Although the US$ rebound slightly in July, the repatriation of Asian wealth appears to be continuing, into better value equities & lower risk bonds at home, compared to those in the US. This is leading to rising stockmarkets and local liquidity in most Asian markets. In Thailand’s case foreign inflows were approximately US$ 500 million in July, although net outflows for the year still almost US$ 2 billion. Chinese money continued to flow back to Hong Kong, ironically putting the HK$ peg is under pressure, as investors arbitrage the interest rate gap: borrowing HK$ at 1% and depositing in US$ at 4%. This outflow of Asian money from the US may be a harbinger of a potential US government debt funding crisis in the next 12-18 months. Foreign investors own US$ 8.5 trillion of the US government’s $28 trillion in debt, climbing +$2 trillion new deficit per annum. As foreigners shy away from new purchases and rollovers, US interest rates will need to rise (after a temporary cut late this year) to attract buyers, and trigger a large market correction. This may then be followed by another round of QE to prop things back up.

 

An Asia, the totally expected good news was that Thailand & Cambodia agreed quickly to a ceasefire in their border conflict, under PM Anwar’s masterful mediation. This followed PM Paetongtarn’s suspension from her PM office for her handling of the Thai/Cambodia border dispute, by the all powerful Thai Constitutional Court. Coincidentally the previous major border conflict of 2008, centered on the Preah Vihear temple complex, also occurred under the Thaksin backed government of Samak Sundaravej.

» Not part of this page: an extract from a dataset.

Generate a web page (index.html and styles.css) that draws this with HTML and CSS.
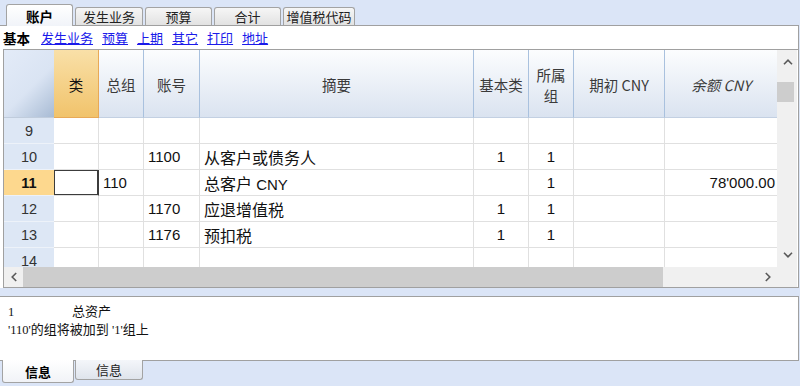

For unrelated reasons, the conflict wound down after Samak was removed by the Court for appearing on a cooking show, and People Power Party was dissolved, and defecting PPP MPs joined Abhisit’s “Democrat Party” coalition.

 

Politically, Pheu Thai has now been largely discredited by a rather confused public perception that somehow this all happened because of a falling out between former PMs Thaksin & Hun Sen. PT popularity has taken a huge hit, and it appears that another election is coming soon in Thailand, possibly after an interim [Gen Prayut] premiership first. However, the election could spring a surprise, if a massive protest vote in favour of newly minted People Party (previously Future Forward then Move Forward), gave it an overall majority in Parliament and the ability to form a government. Such a PP government might not last long, but would be a breath of fresh air to democratic and quazi-democratic countries, and lead to major capital inflows.

 

I’m visiting Myanmar at the moment, where there is some slight optimism with regards to the upcoming December/January elections. Although most opposition groups may boycott the election, there will at least be a nominally civilian government. If greater autonomy is granted to the seven states, a quazi-federal system might emerge. Senior General Min Aung Hliang has consolidated his position in the military, and provincial territory losses are gradually being reversed. Many countries, in addition to China, seem to be now accepting that his leadership is the de facto reality and renewing engagement. Even the US recently reduced sanctions and is widely rumoured to be seeking heavy rare earth deals sourced from Kachin State. It would be no surprise if Myanmar tariffs soon drop from 40% to 20%, although exports to the US are minimal. 

 

Yangon appears surprisingly prosperous, as it serves as a service centre and magnet for money generated elsewhere in the country, although in the absence of an active capital market, real estate is the primary recipient. Cement prices remain high, generating profits for remaining operators. Localized solar power and equivalent battery storage capacity is being installed across the country to address power shortages and damaged transmission lines.